The set of process operations shown in Figure 1 is considered for operational optimization for an offshore gas to power (GtoP) system. This system originates from the upstream natural gas source and ends with the downstream power generation step, encompassing various processes in between, including gas treatment, compression, pipeline transmission and power generation. As with typical computer-aided model-based studies, the processes in the system are first modeled with appropriate model fidelity. Within these process models, Aspen Plus® V8.8 process simulator is used to generate simulated data set to be used for data-driven process modeling. Models for the long-distance gas transport through pipelines and a multi-period linepack model for long-distance natural gas transmission has been developed. The operational optimization is then performed through a deterministic global optimization framework incorporating the developed models and employing the BARON solver [33,34] built in GAMS 24.4.6 to solve the large-scale non-convex MINLP model.
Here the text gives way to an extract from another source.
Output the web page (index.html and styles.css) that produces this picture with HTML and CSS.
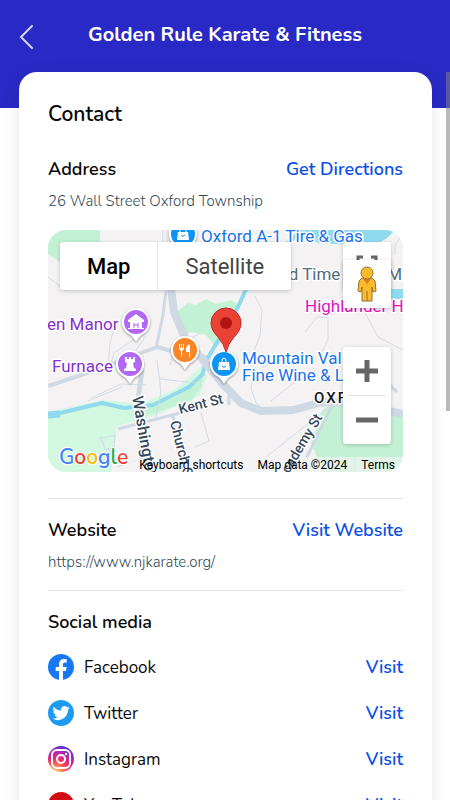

This study employs three optimization frameworks: an economic optimization model aimed at maximizing profits; a cost-minimization model dedicated to a GtoP system located in rural areas, in which the linepack model is analyzed; and an operational feasibility model driven by supply-demand enhancement using linepack.
The rest of the paper includes a section on problem statement and process description (Section 2); a detailed description of the models developed for the GtoP system (Section 3); a description of the MINLP model for maximizing total profit considering all operations (Section 4); framework application of the profit-maximizing case to the model, descriptions of three case scenarios, and corresponding discussions (Section 5); and concluding statements (Section 6).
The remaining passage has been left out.